Learning from students is always so inspiring and personally, I think they are the one under utilised resource in schools that can illuminate our understanding of the teaching and learning profession. Unfortunately too many teachers think they know best, but that is another story, so let’s keep it light, tight and bright!
Recently I had the pleasure of visiting a grade 3 class who were sharing what they had learned through their unit “how we express ourselves.” Through the creative endeavours of the teachers in this grade, I was really pleased to see how this unit has morphed into a learning experience that captures and extends students passions. I was truly captivated by what the students shared with me; it was diverse, student driven, creative and deeply reflective.
Amongst the many anecdotal highlights, one really caught my attention and made me think about our desired learning outcomes and how we structure curriculum to bring about those outcomes. So please allow me to introduce Vera, whose passion is cooking. When I asked Vera what was one of the most memorable things she learned from the unit, she did not mention any of the fun stuff. Vera said quite openly, she thought she needed to eat a little healthier. I found this quite profound, because it was not quite what I had expected. If this had been a unit about the human body or healthy balanced living (as is common in PYP schools), many of the students would have probably given a teacher pleasing answer about eating healthier. When I shared this thought with Vera, she said, “yes, I know most kids say that, but then after the unit they just eat even more unhealthy things!”
Interesting… I am sure you can make many connections with this reflective anecdote, maybe ideas about… intrinsic vs extrinsic motivation, flow learning, the power of student driven inquiry and action. However, for me it is another reminder that curriculum and learning need to be a process of negotiation with our students in honour of what they can bring to the table.

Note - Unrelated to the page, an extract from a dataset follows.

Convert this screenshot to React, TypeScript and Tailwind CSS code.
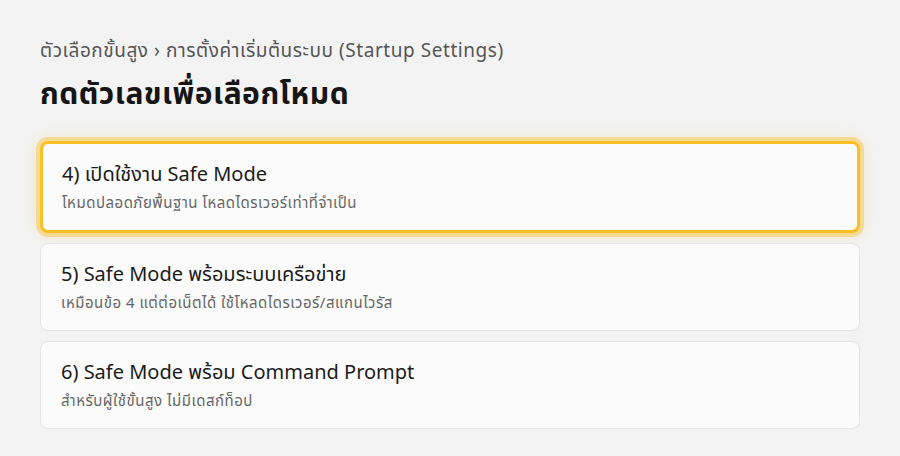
const modes = [
  {
    title: "4) เปิดใช้งาน Safe Mode",
    desc: "โหมดปลอดภัยพื้นฐาน โหลดไดรเวอร์เท่าที่จำเป็น",
    active: true,
  },
  {
    title: "5) Safe Mode พร้อมระบบเครือข่าย",
    desc: "เหมือนข้อ 4 แต่ต่อเน็ตได้ ใช้โหลดไดรเวอร์/สแกนไวรัส",
    active: false,
  },
  {
    title: "6) Safe Mode พร้อม Command Prompt",
    desc: "สำหรับผู้ใช้ขั้นสูง ไม่มีเดสก์ท็อป",
    active: false,
  },
];

export default function App() {
  return (
    <div
      className="w-[900px] h-[456px] bg-[#f3f3f3] px-10 pt-[37px]"
      style={{ fontFamily: '"Noto Sans", "Noto Sans Thai", Inter, sans-serif' }}
    >
      <p className="text-[19px] leading-[26px] tracking-[0.55px] text-[#555555]">
        ตัวเลือกขั้นสูง › การตั้งค่าเริ่มต้นระบบ (Startup Settings)
      </p>
      <h1 className="mt-[11px] text-[30px] leading-[38px] tracking-[0.5px] font-bold text-[#151515]">
        กดตัวเลขเพื่อเลือกโหมด
      </h1>

      <div className="mt-[29px] flex flex-col gap-[10px]">
        {modes.map((m) => (
          <div
            key={m.title}
            className={
              m.active
                ? "rounded-lg bg-[#fbfbfb] border-[3px] border-[#fbbf24] ring-4 ring-[#fbbf24]/40 shadow-[0_0_18px_rgba(234,179,8,0.25)] px-[19px] pt-[17px] pb-[17px]"
                : "rounded-lg bg-[#fbfbfb] border border-[#e4e4e4] px-5 pt-[17px] pb-[17px]"
            }
          >
            <div className="text-[20px] leading-[26px] text-[#1b1b1b]">{m.title}</div>
            <div className="mt-[4px] text-[15px] leading-[22px] tracking-[0.5px] text-[#666666]">{m.desc}</div>
          </div>
        ))}
      </div>
    </div>
  );
}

I love this “light, tight and bright” story to kick off the new year. I experienced something very similar (perhaps we all have) while working at ACS Athens as a principal. The second graders were studying healthy foods and then piling their plates with french fries and nothing else during lunch. Talk about disassociated learning! I think that allowing students to “lead” more on the learning activities helps – and then there is the action component. Great post – thanks!